+++ Stored data
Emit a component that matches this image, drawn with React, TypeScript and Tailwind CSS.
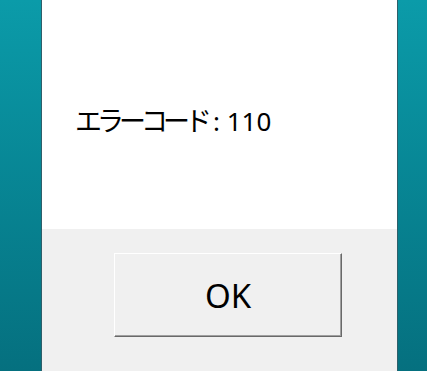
import React from 'react';

const font = { fontFamily: '"Noto Sans", "Noto Sans CJK JP", sans-serif' };

const App: React.FC = () => {
  return (
    <div className="flex h-[371px] w-[427px] overflow-hidden" style={font}>
      <div className="w-[42px] border-r border-[#2f5f6a] bg-gradient-to-b from-[#0b9ba9] to-[#05707f]" />
      <div className="flex w-[355px] flex-col">
        <div className="flex h-[229px] items-center bg-white pl-[33px] pt-[12px]">
          <span className="text-[26px] leading-none text-black">
            <span className="text-[27px] tracking-[-5px]">エラーコード</span>
            <span className="pl-[6px]">: 110</span>
          </span>
        </div>
        <div className="flex-1 bg-[#f0f0f0] pl-[72px] pt-[24px]">
          <button className="flex h-[84px] w-[228px] items-center justify-center border border-t-white border-l-white border-r-[#696969] border-b-[#696969] bg-[#f0f0f0] text-[33px] leading-none text-black shadow-[inset_-1px_-1px_0_#a0a0a0]">
            OK
          </button>
        </div>
      </div>
      <div className="flex-1 border-l border-[#2f5f6a] bg-gradient-to-b from-[#0b9ba9] to-[#05707f]" />
    </div>
  );
};

export default App;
++++++
• _Exercise prompt_: In the copy, include no pictures; restate the listing above exactly.

• _Result_:
Emit a component that matches this image, drawn with React, TypeScript and Tailwind CSS.
import React from 'react';

const font = { fontFamily: '"Noto Sans", "Noto Sans CJK JP", sans-serif' };

const App: React.FC = () => {
  return (
    <div className="flex h-[371px] w-[427px] overflow-hidden" style={font}>
      <div className="w-[42px] border-r border-[#2f5f6a] bg-gradient-to-b from-[#0b9ba9] to-[#05707f]" />
      <div className="flex w-[355px] flex-col">
        <div className="flex h-[229px] items-center bg-white pl-[33px] pt-[12px]">
          <span className="text-[26px] leading-none text-black">
            <span className="text-[27px] tracking-[-5px]">エラーコード</span>
            <span className="pl-[6px]">: 110</span>
          </span>
        </div>
        <div className="flex-1 bg-[#f0f0f0] pl-[72px] pt-[24px]">
          <button className="flex h-[84px] w-[228px] items-center justify-center border border-t-white border-l-white border-r-[#696969] border-b-[#696969] bg-[#f0f0f0] text-[33px] leading-none text-black shadow-[inset_-1px_-1px_0_#a0a0a0]">
            OK
          </button>
        </div>
      </div>
      <div className="flex-1 border-l border-[#2f5f6a] bg-gradient-to-b from-[#0b9ba9] to-[#05707f]" />
    </div>
  );
};

export default App;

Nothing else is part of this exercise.